A single IAM service account with roles/cloudsql.admin may be used instead. This may, however represents a security concern, as it will cause pods to have administrative privileges over all CSQLP instances on the Google Cloud Platform project.

These, as well as all other required configuration options, are to be provided to cloudsql-postgres-operator via a configuration file in TOML format, whose path is specified as a command-line flag.

Internal

cloudsql-postgres-operator is composed of two main components: an admission webhook, responsible for mutating both Pod resources and resources belonging to the API, and a controller responsible for watching changes to PostgresqlInstance resources and triggering a reconciliation function in response. This reconciliation function uses the Cloud SQL Admin API in order to drive the current state of CSQLP instances in line with the desired state (as specified by the PostgresqlInstance resource).

internal architecture

The admission webhook is called whenever a Pod resource is created, as well as whenever a PostgresqlInstance resource is created, updated or deleted. The reconciliation function is called whenever a given resource of the cloudsql.travelaudience.com API is created, updated or deleted, as well as periodically whenever the controller’s resync period elapses. As mentioned above, the amount of time between successive iterations of the reconciliation function can be tweaked in order to prevent quota exhaustion.

Further considerations

Naming of CSQLP instances

The Cloud SQL Admin API reserves the names of deleted CSQLP instances for up to a week after they have been deleted. Hence, cloudsql-postgres-operator may sometimes be unable to understand if the name requested for a given PostgresqlInstance resource is available or not until actually trying to create the instance.

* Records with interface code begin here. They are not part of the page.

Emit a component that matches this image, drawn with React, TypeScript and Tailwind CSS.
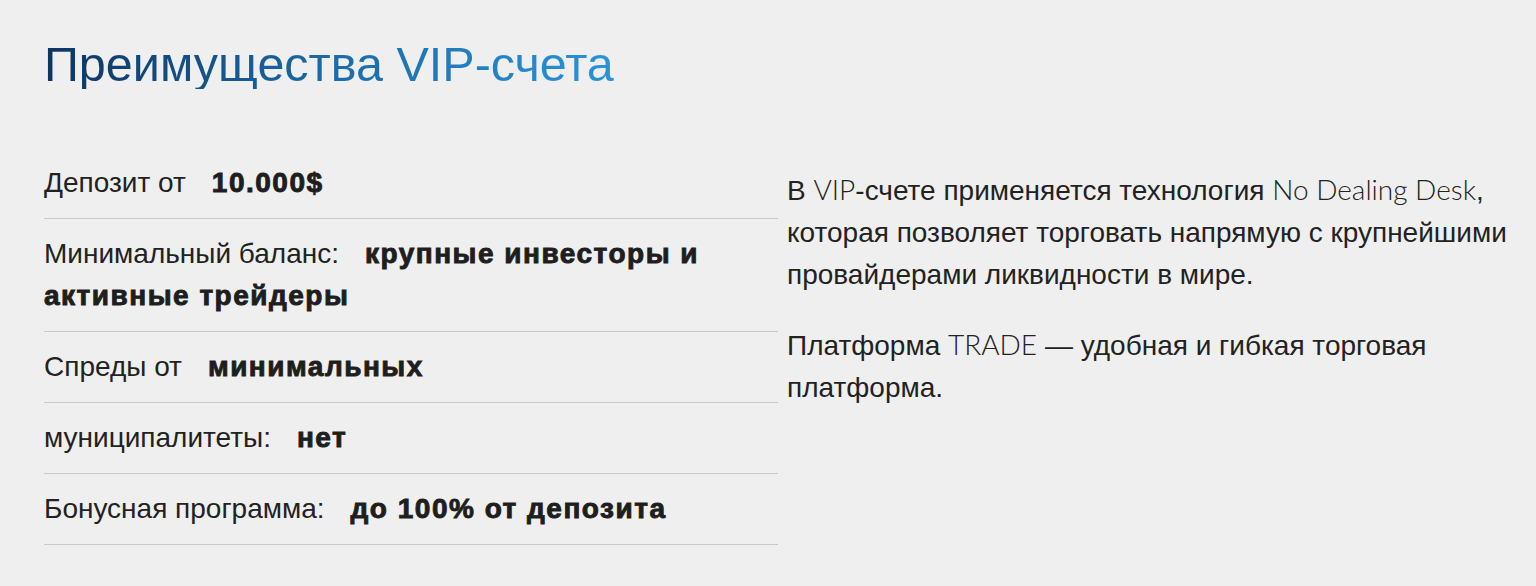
const ROWS: { label: string; value: string }[] = [
  { label: 'Депозит от', value: '10.000$' },
  { label: 'Минимальный баланс:', value: 'крупные инвесторы и активные трейдеры' },
  { label: 'Спреды от', value: 'минимальных' },
  { label: 'муниципалитеты:', value: 'нет' },
  { label: 'Бонусная программа:', value: 'до 100% от депозита' },
];

const latin = 'font-["Lato",sans-serif] font-light leading-none';

export default function App() {
  return (
    <div className='min-h-[586px] bg-[#efefef] pl-[44px] pr-[20px] pt-[40px] font-["Liberation_Sans",Arial,sans-serif] text-[#222]'>
      {/* Title */}
      <h1 className="inline-block bg-linear-to-r from-[#0b3562] via-[#1c6aa8] to-[#2a93da] bg-clip-text text-[48.5px] leading-none text-transparent">
        Преимущества VIP-счета
      </h1>

      <div className="mt-[59px] flex">
        {/* Conditions list */}
        <div className="w-[734px] shrink-0">
          {ROWS.map(r => (
            <p key={r.label} className="border-b border-[#c9c9c9] py-[14px] text-[28px] leading-[42px]">
              <span className="mr-[26px]">{r.label}</span>
              <span className="font-bold tracking-[1.5px] text-[#1e1e1e] [-webkit-text-stroke:0.9px_#1e1e1e]">
                {r.value}
              </span>
            </p>
          ))}
        </div>

        {/* Description */}
        <div className="ml-[9px] flex-1 pt-[22px] text-[28px] leading-[42px]">
          <p className="mb-[29px]">
            В <span className={latin}>VIP</span>-счете применяется технология{' '}
            <span className={latin}>No Dealing Desk</span>, которая позволяет торговать напрямую с крупнейшими
            провайдерами ликвидности в мире.
          </p>
          <p>
            Платформа <span className={latin}>TRADE</span> — удобная и гибкая торговая платформа.
          </p>
        </div>
      </div>
    </div>
  );
}
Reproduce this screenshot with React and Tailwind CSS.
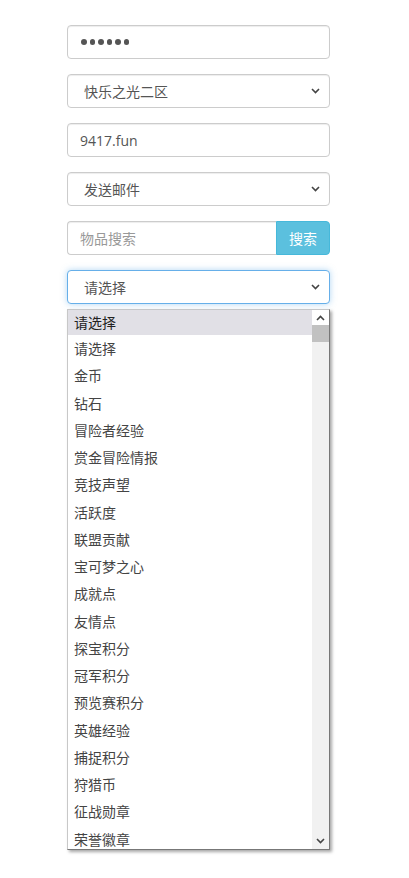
import React from "react";

const items = [
  "请选择",
  "金币",
  "钻石",
  "冒险者经验",
  "赏金冒险情报",
  "竞技声望",
  "活跃度",
  "联盟贡献",
  "宝可梦之心",
  "成就点",
  "友情点",
  "探宝积分",
  "冠军积分",
  "预览赛积分",
  "英雄经验",
  "捕捉积分",
  "狩猎币",
  "征战勋章",
  "荣誉徽章",
];

const font = { fontFamily: '"Segoe UI", "Open Sans", "Noto Sans CJK SC", sans-serif' };

const Chevron = ({ up = false, className = "" }) => (
  <svg width="9" height="6" viewBox="0 0 9 6" className={className}>
    <polyline
      points={up ? "1,5 4.5,1.5 8,5" : "1,1 4.5,4.5 8,1"}
      fill="none"
      stroke="#444"
      strokeWidth="1.6"
    />
  </svg>
);

const Field = ({ children, focus = false, className = "" }) => (
  <div
    className={
      "h-[34px] w-full rounded-[4px] border bg-white flex items-center text-[14px] text-[#555] " +
      (focus
        ? "border-[#66afe9] shadow-[0_0_6px_rgba(102,175,233,0.5)] "
        : "border-[#ccc] shadow-[inset_0_1px_1px_rgba(0,0,0,0.075)] ") +
      className
    }
  >
    {children}
  </div>
);

const SelectField = ({ label, focus }) => (
  <Field focus={focus} className="pl-[16px] pr-[9px] justify-between">
    <span>{label}</span>
    <Chevron />
  </Field>
);

export default function App() {
  return (
    <div className="min-h-[878px] bg-white" style={font}>
      <div className="ml-[67px] w-[263px] pt-[25px] flex flex-col gap-[15px]">
        <Field className="pl-[13px] gap-[2px]">
          {[0, 1, 2, 3, 4, 5].map((i) => (
            <span key={i} className="inline-block w-[5.5px] h-[5.5px] rounded-full bg-[#555] mr-[1px]" />
          ))}
        </Field>
        <SelectField label="快乐之光二区" />
        <Field className="pl-[12px]">9417.fun</Field>
        <SelectField label="发送邮件" />
        <div className="flex h-[34px]">
          <div className="flex-1 h-full rounded-l-[4px] border border-r-0 border-[#ccc] flex items-center pl-[12px] text-[14px] text-[#999] shadow-[inset_0_1px_1px_rgba(0,0,0,0.075)]">
            物品搜索
          </div>
          <div className="w-[54px] h-full rounded-r-[4px] bg-[#5bc0de] border border-[#46b8da] flex items-center justify-center text-[14px] text-white">
            搜索
          </div>
        </div>
        <SelectField label="请选择" focus />
      </div>

      <div className="ml-[67px] mt-[5px] w-[263px] h-[541px] bg-white border border-[#c8c8c8] border-r-[#777] border-b-[#777] shadow-[2px_2px_3px_rgba(0,0,0,0.35)] flex overflow-hidden">
        <div className="flex-1 overflow-hidden text-[14px] text-[#444]">
          <div className="h-[25px] bg-[#e1e0e6] flex items-center pl-[6px] text-[#222]">请选择</div>
          {items.map((t, i) => (
            <div key={i} className="h-[27.25px] flex items-center pl-[6px]">
              {t}
            </div>
          ))}
        </div>
        <div className="w-[17px] bg-[#f1f1f1] flex flex-col">
          <div className="h-[15px] flex items-center justify-center bg-white">
            <Chevron up />
          </div>
          <div className="h-[17px] bg-[#c1c1c1]" />
          <div className="flex-1" />
          <div className="h-[16px] flex items-center justify-center">
            <Chevron />
          </div>
        </div>
      </div>
    </div>
  );
}
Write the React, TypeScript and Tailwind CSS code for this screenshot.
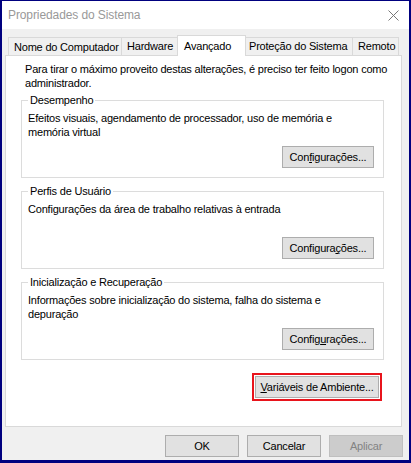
import React from "react";

function Btn({ children, className = "", disabled = false }: { children: React.ReactNode; className?: string; disabled?: boolean }) {
  return (
    <div
      className={
        "h-[22px] flex items-center justify-center border " +
        (disabled
          ? "bg-[#cccccc] border-[#bfbfbf] text-[#838383] "
          : "bg-[#e1e1e1] border-[#adadad] text-black ") +
        className
      }
    >
      {children}
    </div>
  );
}

function Group({ title, lines, btn }: { title: string; lines: string[]; btn: React.ReactNode }) {
  return (
    <div className="relative ml-[15px] mr-[17px] h-[78px] border border-[#dcdcdc] flex flex-col pl-[6px] pr-[9px] pt-[10px] pb-[9px]">
      <span className="absolute left-[6px] top-[-8px] bg-white px-[2px] leading-[14px]">{title}</span>
      <div className="leading-[14px]">
        {lines.map((l, i) => (
          <div key={i} className="whitespace-nowrap">{l}</div>
        ))}
      </div>
      <div className="mt-auto flex justify-end">
        <Btn className="w-[92px]">{btn}</Btn>
      </div>
    </div>
  );
}

export default function App() {
  return (
    <div className="w-[411px] h-[463px] bg-[#00007f] pl-[2px] pr-[2px] pt-[1px] pb-[3px] font-['Liberation_Sans',Arial,sans-serif] text-[11px] tracking-[-0.2px] text-black">
      <div className="h-full flex flex-col bg-[#f0f0f0]">
        {/* title bar */}
        <div className="h-[28px] bg-white flex items-center justify-between pl-[6px] pr-[10px] shrink-0">
          <span className="text-[12px] text-[#999999] tracking-[-0.1px]">Propriedades do Sistema</span>
          <svg width="11" height="11" viewBox="0 0 11 11" className="mt-[1px]">
            <path d="M0.5 0.5 L10.5 10.5 M10.5 0.5 L0.5 10.5" stroke="#777777" strokeWidth="1" />
          </svg>
        </div>
        {/* tabs */}
        <div className="mt-[6px] h-[20px] flex items-end pl-[6px] shrink-0">
          <div className="w-[114px] h-[18px] border border-b-0 border-[#d9d9d9] flex items-center pl-[5px] leading-[14px]">Nome do Computador</div>
          <div className="-ml-px w-[58px] h-[18px] border border-b-0 border-[#d9d9d9] flex items-center pl-[5px]">Hardware</div>
          <div className="relative z-10 -ml-[2px] -mr-[2px] w-[69px] h-[21px] -mb-px bg-white border border-b-0 border-[#d9d9d9] flex items-start pt-[2px] pl-[6px]">Avançado</div>
          <div className="-ml-px w-[110px] h-[18px] border border-b-0 border-[#d9d9d9] flex items-center pl-[5px]">Proteção do Sistema</div>
          <div className="-ml-px w-[47px] h-[18px] border border-b-0 border-[#d9d9d9] flex items-center pl-[5px]">Remoto</div>
        </div>
        {/* panel */}
        <div className="ml-[3px] mr-[7px] h-[372px] bg-white border border-[#d9d9d9] flex flex-col shrink-0">
          <div className="pl-[19px] pt-[6px] leading-[14px]">
            <div className="whitespace-nowrap">Para tirar o máximo proveito destas alterações, é preciso ter feito logon como</div>
            <div>administrador.</div>
          </div>
          <div className="mt-[10px]">
            <Group
              title="Desempenho"
              lines={["Efeitos visuais, agendamento de processador, uso de memória e", "memória virtual"]}
              btn={<span>Con<u className="underline-offset-1">f</u>igurações...</span>}
            />
          </div>
          <div className="mt-[13px]">
            <Group
              title="Perfis de Usuário"
              lines={["Configurações da área de trabalho relativas à entrada"]}
              btn={<span>Configura<u className="underline-offset-1">ç</u>ões...</span>}
            />
          </div>
          <div className="mt-[13px]">
            <Group
              title="Inicialização e Recuperação"
              lines={["Informações sobre inicialização do sistema, falha do sistema e", "depuração"]}
              btn={<span>Config<u className="underline-offset-1">u</u>rações...</span>}
            />
          </div>
          <div className="mt-[13px] mr-[19px] flex justify-end">
            <div className="border-2 border-[#e8141c] p-px">
              <Btn className="w-[124px] h-[21px]">
                <span><u className="underline-offset-1">V</u>ariáveis de Ambiente...</span>
              </Btn>
            </div>
          </div>
        </div>
        {/* bottom buttons */}
        <div className="mt-[8px] flex justify-end gap-[8px] pr-[6px] shrink-0">
          <Btn className="w-[74px]">OK</Btn>
          <Btn className="w-[74px]">Cancelar</Btn>
          <Btn className="w-[74px]" disabled>Aplicar</Btn>
        </div>
      </div>
    </div>
  );
}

In practice, this means that cloudsql-postgres-operator may be unable to reject upfront (i.e. using the admission webhook) the creation of a PostgresqlInstance resource requesting a reserved name, being only able to report the error later (i.e. during an iteration of the PostgresqlInstance controller). This particular scenario is handled according to what is described in Quotas, limits and error handling.

Orphan mitigation

When a PostgresqlInstance resource is deleted from the Kubernetes API, cloudsql-postgres-operator deletes the associated CSQLP instance from the Cloud SQL Admin API. It might happen, though, that cloudsql-postgres-operator doesn’t have the chance to properly react to this event (for example, due to a crash or networking error). In this situation, the CSQLP would be left orphaned. In order to prevent such situations, cloudsql-postgres-operator makes use of finalizers in order to guarantee proper cleanup of CSQLP instances and associated resources, hence greatly reducing the chances of ending up with orphaned resources. Due to the usage of finalizers, a resource from the cloudsql.travelaudience.com API is only permanently deleted from the Kubernetes API when the associated Cloud SQL Admin API resource has been cleaned up.

Quotas, limits and error handling

Each iteration of each controller’s reconciliation function makes a number of requests to the Cloud SQL Admin API in order to understand what the current status of CSQLP instances and related resources is, and in order to drive said current status towards the desired status. Hence, it is important to keep in mind that all quotas and limits mentioned in the Quotas and Limits page apply to cloudsql-postgres-operator.

In order to avoid hitting a quota limit in the first place, a sane default value is used for the PostgresqlInstance controller’s resync period (i.e. the maximum amount of time between successive reconciliations of every PostgresqlInstance resource). This value is further made configurable by the cluster operator so that it can be tweaked according to the particular quota limits of the Google Cloud Platform project targeted by cloudsql-postgres-operator. In the unlikely event of a quota limit being reached, or whenever an error occurs, the Cloud SQL Admin API responds with an error. Depending on the severity and context of said error, the PostgresqlInstance controller may or may not be able to recover. In cases where the controller cannot recover, the current iteration of the reconciliation function is marked as failed, a Kubernetes event associated with the resource being processed is emitted, and reconciliation is attemped again after the controller’s resync period elapses (or when the resource is modified, whichever comes first).

It should also be noted that the Cloud SQL proxy itself consumes quota from the Cloud SQL Admin API, at a rate of two requests per Cloud SQL proxy instance per hour (plus an additional few requests when starting). As an example, a Deployment with three replicas requesting access to a CSQLP instance and running 24/7 consumes approximately 144 requests per day. In the unlikely event of a quota limit being reached, the Cloud SQL proxy will cease to function until quota is replenished. This limitation can only be worked around by requesting a quota increase.

ℹ️
The usually high quota limits of the Cloud SQL Admin API, in combination with the fact that the expected number of requests made by cloudsql-postgres-operator and instances of the Cloud SQL proxy is low (being further reducible by tweaking the cloudsql-postgres-operator configuration), makes it highly unlikely that quota exhaustion for a given Google Cloud Project happens at all.

On-demand backup and restore operations

Due to the fact that the postgres user does not have the SUPERUSER attribute [2], cloudsql-postgres-operator cannot provide complete and reliable on-demand backups of CSQLP to external storage. For a related reason [3] , restore functionality cannot be implemented reliably. Hence, backup and restore functionality in cloudsql-postgres-operator is limited to allowing for enabling and customizing the schedule of daily backups. On-demand backups and restores can still be performed using the Google Cloud Console, the gcloud CLI or the Cloud SQL Admin API.


1. For further information, please refer to Connecting from Google Kubernetes Engine.
2. For further information, please refer to PostgreSQL Users.
3. For further information, please refer to Exporting data from an externally-managed database server.